Copy out each line of the data that holds the word "styled".

=== RECORDED INFORMATION ===

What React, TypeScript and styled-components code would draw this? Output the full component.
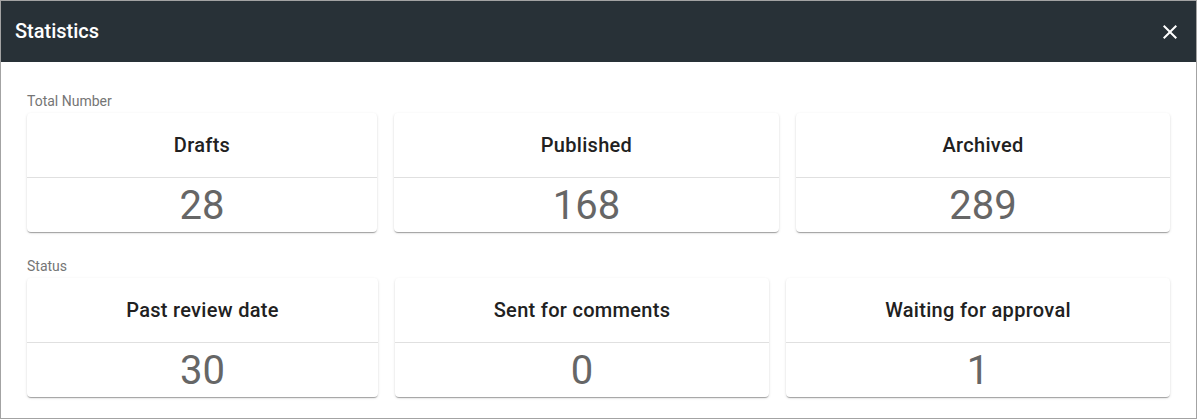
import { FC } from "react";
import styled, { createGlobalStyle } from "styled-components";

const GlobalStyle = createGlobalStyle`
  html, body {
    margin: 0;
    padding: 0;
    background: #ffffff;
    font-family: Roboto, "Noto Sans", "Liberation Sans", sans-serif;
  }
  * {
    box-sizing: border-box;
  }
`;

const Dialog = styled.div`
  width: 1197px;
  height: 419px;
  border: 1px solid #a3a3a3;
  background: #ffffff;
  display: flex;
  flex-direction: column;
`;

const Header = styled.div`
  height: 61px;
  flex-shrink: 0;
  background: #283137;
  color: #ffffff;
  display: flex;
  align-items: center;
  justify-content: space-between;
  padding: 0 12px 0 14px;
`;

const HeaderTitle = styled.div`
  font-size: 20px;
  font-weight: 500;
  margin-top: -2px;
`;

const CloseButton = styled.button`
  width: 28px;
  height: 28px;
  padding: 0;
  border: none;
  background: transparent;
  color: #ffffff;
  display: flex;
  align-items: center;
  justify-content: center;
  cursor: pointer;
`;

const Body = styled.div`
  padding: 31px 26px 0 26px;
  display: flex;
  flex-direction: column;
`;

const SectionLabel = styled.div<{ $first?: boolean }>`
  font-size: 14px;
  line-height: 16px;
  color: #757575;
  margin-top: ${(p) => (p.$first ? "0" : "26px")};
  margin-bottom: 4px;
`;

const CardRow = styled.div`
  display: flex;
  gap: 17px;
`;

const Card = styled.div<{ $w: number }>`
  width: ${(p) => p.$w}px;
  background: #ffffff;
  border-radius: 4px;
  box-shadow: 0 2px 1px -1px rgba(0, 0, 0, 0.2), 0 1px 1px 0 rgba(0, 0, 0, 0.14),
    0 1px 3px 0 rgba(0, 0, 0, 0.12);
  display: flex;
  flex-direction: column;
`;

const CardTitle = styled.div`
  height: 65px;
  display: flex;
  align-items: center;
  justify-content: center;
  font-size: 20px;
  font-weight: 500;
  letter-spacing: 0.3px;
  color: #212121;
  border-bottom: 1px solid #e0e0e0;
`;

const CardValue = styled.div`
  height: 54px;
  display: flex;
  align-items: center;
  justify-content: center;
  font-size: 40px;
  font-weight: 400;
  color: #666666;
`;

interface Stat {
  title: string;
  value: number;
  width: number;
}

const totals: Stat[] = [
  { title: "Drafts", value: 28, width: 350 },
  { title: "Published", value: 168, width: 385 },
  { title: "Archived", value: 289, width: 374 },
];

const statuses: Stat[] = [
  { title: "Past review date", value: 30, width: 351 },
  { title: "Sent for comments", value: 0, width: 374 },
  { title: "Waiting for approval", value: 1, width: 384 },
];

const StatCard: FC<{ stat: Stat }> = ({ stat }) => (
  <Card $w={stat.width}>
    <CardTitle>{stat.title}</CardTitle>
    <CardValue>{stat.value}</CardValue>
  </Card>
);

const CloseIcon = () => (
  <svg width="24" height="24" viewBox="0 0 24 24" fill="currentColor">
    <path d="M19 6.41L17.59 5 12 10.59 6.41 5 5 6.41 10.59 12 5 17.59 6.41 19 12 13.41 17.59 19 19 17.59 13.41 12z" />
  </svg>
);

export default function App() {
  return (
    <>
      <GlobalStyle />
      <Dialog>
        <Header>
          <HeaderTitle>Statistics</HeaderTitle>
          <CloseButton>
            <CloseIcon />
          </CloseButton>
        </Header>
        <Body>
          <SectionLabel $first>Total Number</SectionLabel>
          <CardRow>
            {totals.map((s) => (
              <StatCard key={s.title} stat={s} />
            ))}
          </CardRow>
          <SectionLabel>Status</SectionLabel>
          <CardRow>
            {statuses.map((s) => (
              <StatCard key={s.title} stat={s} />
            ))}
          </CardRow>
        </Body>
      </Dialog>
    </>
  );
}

===

SOLVED PROBLEM:
What React, TypeScript and styled-components code would draw this? Output the full component.
import styled, { createGlobalStyle } from "styled-components";
const Dialog = styled.div`
const Header = styled.div`
const HeaderTitle = styled.div`
const CloseButton = styled.button`
const Body = styled.div`
const SectionLabel = styled.div<{ $first?: boolean }>`
const CardRow = styled.div`
const Card = styled.div<{ $w: number }>`
const CardTitle = styled.div`
const CardValue = styled.div`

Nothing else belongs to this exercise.